A hub is a vertex with high degree.

For undirected graphs:

def top_by_degree(graph, limit=5):
    items = [
        (vertex, len(neighbors))
        for vertex, neighbors in graph.items()
    ]

    items.sort(
        key=lambda item: item[1],
        reverse=True
    )

    return items[:limit]

Example:

graph = {
    "A": ["B", "C", "D"],
    "B": ["A"],
    "C": ["A"],
    "D": ["A"],
}

Output:

[
    ("A", 3),
    ("B", 1),
    ("C", 1),
    ("D", 1),
]

In directed graphs, hub analysis may use in-degree, out-degree, or both.

A high in-degree vertex is often an authority, destination, or dependency target.

A high out-degree vertex is often a broadcaster, source, or fan-out point.

Complexity Characteristics

For adjacency-list graphs:

Operation Complexity
Undirected degree lookup O(1)
Out-degree lookup O(1)
Compute all in-degrees O(V + E)
Connectivity test O(V + E)
Connected components O(V + E)
Weak connectivity O(V + E)
Find isolated vertices O(V + E) directed, O(V) undirected

These operations are usually cheap enough to run as preprocessing or validation before more specialized graph algorithms.

Common Pitfalls

Do not use undirected degree logic on directed graphs.

Do not confuse a source with an isolated vertex.

Do not confuse a sink with an isolated vertex.

Do not assume a graph is connected because every vertex has nonzero degree.
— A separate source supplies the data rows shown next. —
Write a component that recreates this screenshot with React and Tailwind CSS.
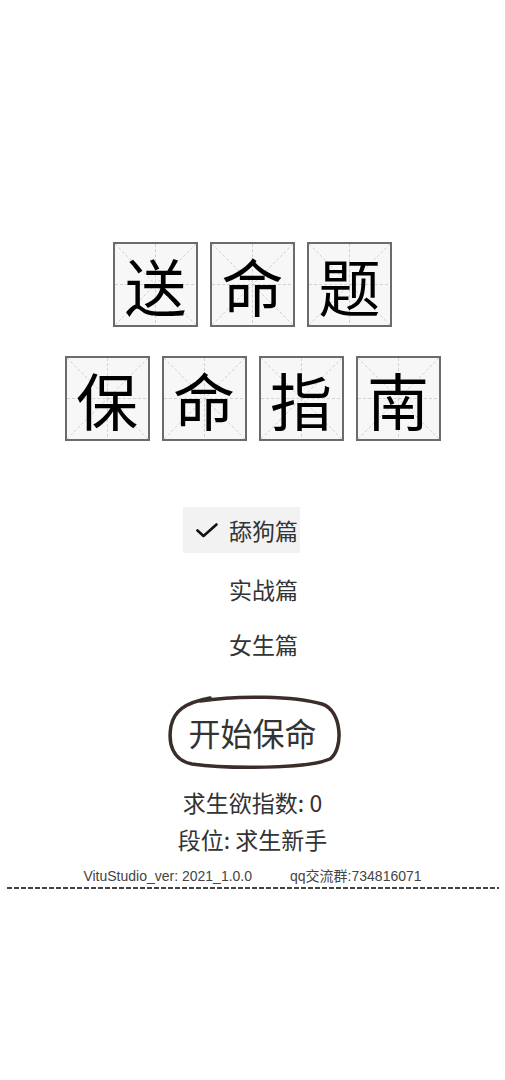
import React from "react";

const cjk = "font-['Noto_Sans_CJK_SC','Noto_Sans',sans-serif]";

function Tile({ ch }) {
  return (
    <div className="relative w-[85px] h-[85px] border-2 border-[#6b6b6b] bg-[#f7f7f7] flex items-center justify-center">
      <svg className="absolute inset-0 w-full h-full" viewBox="0 0 80 80" preserveAspectRatio="none">
        <g stroke="#c8c8c8" strokeWidth="0.8" strokeDasharray="3 2" fill="none">
          <line x1="40" y1="0" x2="40" y2="80" />
          <line x1="0" y1="40" x2="80" y2="40" />
          <line x1="0" y1="0" x2="80" y2="80" />
          <line x1="80" y1="0" x2="0" y2="80" />
        </g>
      </svg>
      <span className={`relative text-[62px] leading-none text-black ${cjk}`}>{ch}</span>
    </div>
  );
}

function MenuItem({ label, checked }) {
  return (
    <div className={`w-[117px] h-[46px] flex items-center ${checked ? "bg-[#f2f2f2]" : ""}`}>
      <div className="w-[46px] flex justify-end pr-[11px]">
        {checked && (
          <svg width="22" height="15" viewBox="0 0 22 15" fill="none">
            <path d="M1.5 7.5 L7.5 13 L20.5 1.5" stroke="#111" strokeWidth="2.6" strokeLinecap="round" strokeLinejoin="round" />
          </svg>
        )}
      </div>
      <span className={`text-[23px] leading-none text-[#333] ${cjk}`}>{label}</span>
    </div>
  );
}

export default function App() {
  return (
    <div className="w-[505px] h-[1080px] bg-white flex flex-col items-center pt-[242px]">
      <div className="flex gap-[12px]">
        {["送", "命", "题"].map((c) => (
          <Tile key={c} ch={c} />
        ))}
      </div>
      <div className="flex gap-[12px] mt-[29px]">
        {["保", "命", "指", "南"].map((c, i) => (
          <Tile key={i} ch={c} />
        ))}
      </div>

      <div className="w-full pl-[183px] mt-[66px] flex flex-col">
        <MenuItem label="舔狗篇" checked />
        <div className="mt-[13px]">
          <MenuItem label="实战篇" />
        </div>
        <div className="mt-[9px]">
          <MenuItem label="女生篇" />
        </div>
      </div>

      <div className="relative mt-[26px] ml-[4px] w-[180px] h-[77px] flex items-center justify-center">
        <svg className="absolute inset-0 w-full h-full" viewBox="0 0 178 77" fill="none">
          <path
            d="M34 8 C 72 2, 128 3, 156 11 C 176 17, 178 56, 164 66 C 140 76, 62 76, 26 71 C 6 67, 2 50, 5 33 C 8 19, 17 10, 44 5"
            stroke="#3b2e2a"
            strokeWidth="3.5"
            strokeLinecap="round"
          />
        </svg>
        <span className={`relative text-[32px] leading-none text-[#333] mr-[4px] ${cjk}`}>开始保命</span>
      </div>

      <div className={`mt-[21px] text-[23px] leading-none text-[#333] ${cjk}`}>求生欲指数: 0</div>
      <div className={`mt-[14px] text-[23px] leading-none text-[#333] ${cjk}`}>段位: 求生新手</div>

      <div className="mt-[18px] flex gap-[38px] text-[14px] leading-none text-[#444] font-['Liberation_Sans','Noto_Sans_CJK_SC',sans-serif]">
        <span>VituStudio_ver: 2021_1.0.0</span>
        <span>qq交流群:734816071</span>
      </div>
      <div className="mt-[4px] w-[492px] h-[2px] bg-[repeating-linear-gradient(90deg,#444_0_5px,transparent_5px_7px)]" />
    </div>
  );
}
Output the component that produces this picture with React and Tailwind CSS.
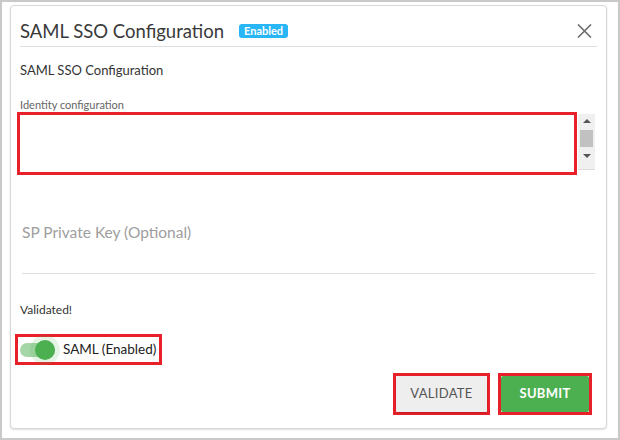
export default function App() {
  return (
    <div
      className="w-[620px] h-[440px] bg-white border-2 border-[#c9c9c9] pl-[8px] pt-[3px] overflow-hidden"
      style={{ fontFamily: 'Lato, "Liberation Sans", sans-serif' }}
    >
      <div className="w-[597px] h-[424px] bg-white border border-[#d4d8db] rounded-[4px] shadow-[0_1px_2px_rgba(0,0,0,0.12)] px-[9px]">
        {/* Header */}
        <div className="flex items-center h-[41px] pt-[10px] border-b border-[#dcdfe1]">
          <span className="text-[18.5px] text-[#3a3a3a] leading-none">SAML SSO Configuration</span>
          <span className="ml-[15px] h-[14px] px-[5px] rounded-[3px] bg-[#29b6f6] text-white text-[11px] font-bold leading-[14px]">
            Enabled
          </span>
          <button className="ml-auto mr-[5px] w-[15px] h-[14px] text-[#6b6b6b]" title="Close">
            <svg viewBox="0 0 15 14" width="15" height="14" fill="none" stroke="currentColor" strokeWidth="1.6">
              <path d="M1 0.5 L14 13.5 M14 0.5 L1 13.5" />
            </svg>
          </button>
        </div>

        <div className="mt-[14px] text-[13px] leading-[18px] text-[#333]">SAML SSO Configuration</div>

        {/* Identity configuration */}
        <div className="mt-[19px] text-[11px] leading-[14px] text-[#666]">Identity configuration</div>
        <div className="flex -ml-[3px]">
          <div className="w-[560px] h-[63px] border-[3px] border-[#e8202a] bg-white" />
          <div className="ml-[1px] mt-[2px] w-[17px] h-[56px] bg-[#f0f0f0] border-b border-[#dcdcdc] flex flex-col items-center">
            <div className="mt-[5px] w-0 h-0 border-l-[4px] border-r-[4px] border-b-[4px] border-l-transparent border-r-transparent border-b-[#555]" />
            <div className="mt-[7px] w-[13px] h-[17px] bg-[#c1c1c1]" />
            <div className="mt-[7px] w-0 h-0 border-l-[4px] border-r-[4px] border-t-[4px] border-l-transparent border-r-transparent border-t-[#555]" />
          </div>
        </div>

        {/* SP Private Key */}
        <div className="mt-[46px] mx-[2px] pb-[30px] border-b border-[#dcdfe1]">
          <div className="text-[15.5px] leading-[22px] text-[#9e9e9e]">SP Private Key (Optional)</div>
        </div>

        <div className="mt-[28px] text-[12px] leading-[16px] text-[#333]">Validated!</div>

        {/* Toggle */}
        <div className="mt-[16px] -ml-[5px] w-[147px] h-[31px] border-[3px] border-[#e8202a] flex items-center">
          <div className="relative ml-[2px] w-[35px] h-[14px] rounded-full bg-[#a5d6a7]">
            <div className="absolute right-[0px] top-[-3px] w-[20px] h-[20px] rounded-full bg-[#4caf50] shadow-[0_0_0_5px_rgba(76,175,80,0.14)]" />
          </div>
          <span className="ml-[8px] text-[13.5px] text-[#222]">SAML (Enabled)</span>
        </div>

        {/* Buttons */}
        <div className="mt-[8px] flex justify-end gap-[8px] mr-[5px]">
          <div className="border-[3px] border-[#e8202a]">
            <button className="w-[91px] h-[36px] bg-[#eeeeee] text-[#555] text-[13px] tracking-[0.3px] rounded-[2px] shadow-[0_1px_2px_rgba(0,0,0,0.2)]">
              VALIDATE
            </button>
          </div>
          <div className="border-[3px] border-[#e8202a]">
            <button className="w-[88px] h-[36px] bg-[#4caf50] text-white text-[13px] font-bold tracking-[0.3px] rounded-[2px]">
              SUBMIT
            </button>
          </div>
        </div>
      </div>
    </div>
  );
}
Two separate cycles each have degree two at every vertex, but the graph is still disconnected.

Do not omit isolated vertices from the representation. If they are missing from the graph dictionary, component counting and connectivity tests will be wrong.

Do not treat weak connectivity and strong connectivity as interchangeable. They answer different questions.

Takeaway

Degree describes local graph structure; connectivity describes global graph structure. In undirected graphs, degree and connected components are often the first tools used to understand the network. In directed graphs, in-degree, out-degree, weak connectivity, and strong connectivity provide separate views of flow and reachability. These measurements are simple to compute, but they are central to topological sorting, component decomposition, Euler paths, network analysis, and graph validation.